Evaluating the Accuracy of Chatbots in Financial Literature
This highlights the need to verify chatbot-provided references in rapidly evolving fields like finance, though it is an incremental study building on existing evaluation methods.
The study evaluated the reliability of chatbots (ChatGPT-4o, ChatGPT-o1-preview, and Gemini Advanced) in providing financial literature references, finding hallucination rates of 20.0%, 21.3%, and 76.7% respectively, with rates increasing for more recent topics but not significantly for Gemini Advanced.

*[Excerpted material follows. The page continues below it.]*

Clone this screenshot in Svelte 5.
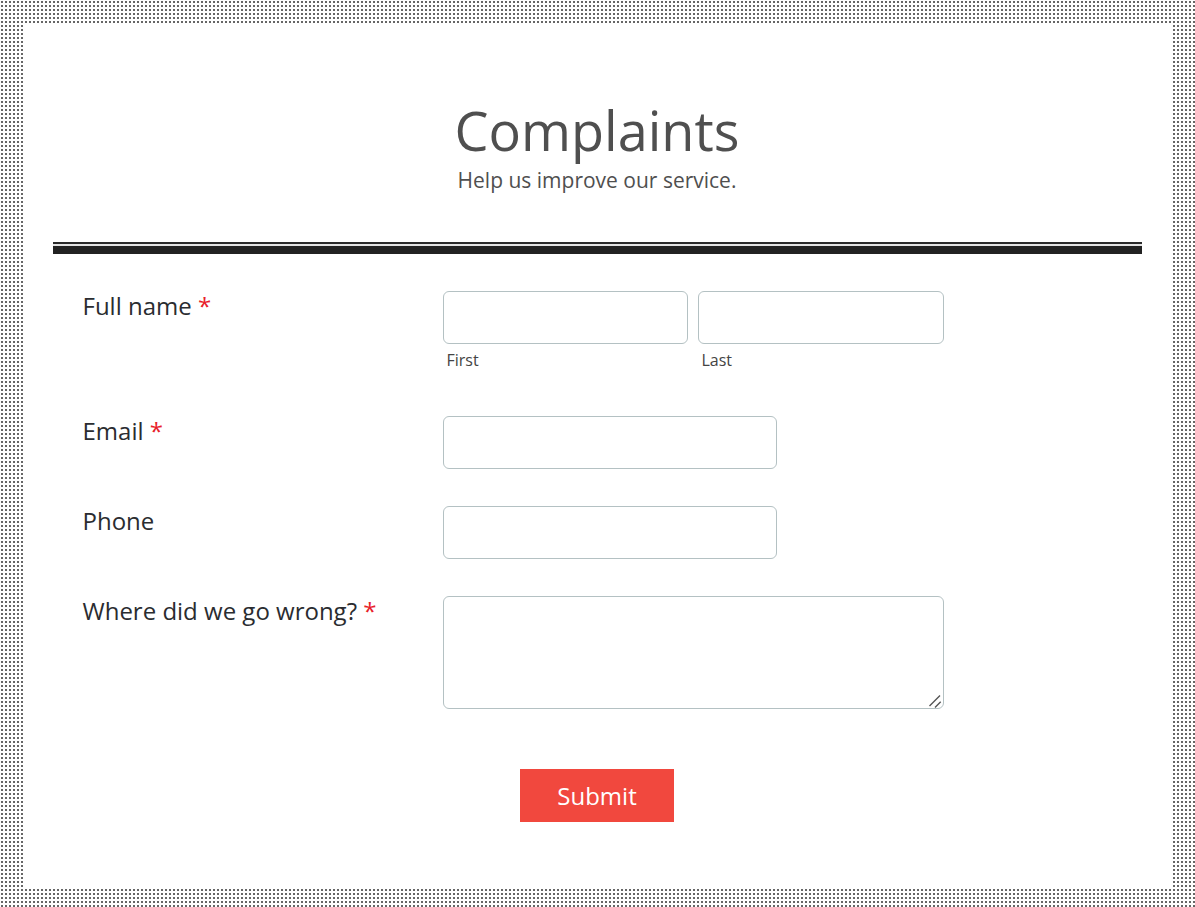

We evaluate the reliability of two chatbots, ChatGPT (4o and o1-preview versions), and Gemini Advanced, in providing references on financial literature and employing novel methodologies. Alongside the conventional binary approach commonly used in the literature, we developed a nonbinary approach and a recency measure to assess how hallucination rates vary with how recent a topic is. After analyzing 150 citations, ChatGPT-4o had a hallucination rate of 20.0% (95% CI, 13.6%-26.4%), while the o1-preview had a hallucination rate of 21.3% (95% CI, 14.8%-27.9%). In contrast, Gemini Advanced exhibited higher hallucination rates: 76.7% (95% CI, 69.9%-83.4%). While hallucination rates increased for more recent topics, this trend was not statistically significant for Gemini Advanced. These findings emphasize the importance of verifying chatbot-provided references, particularly in rapidly evolving fields.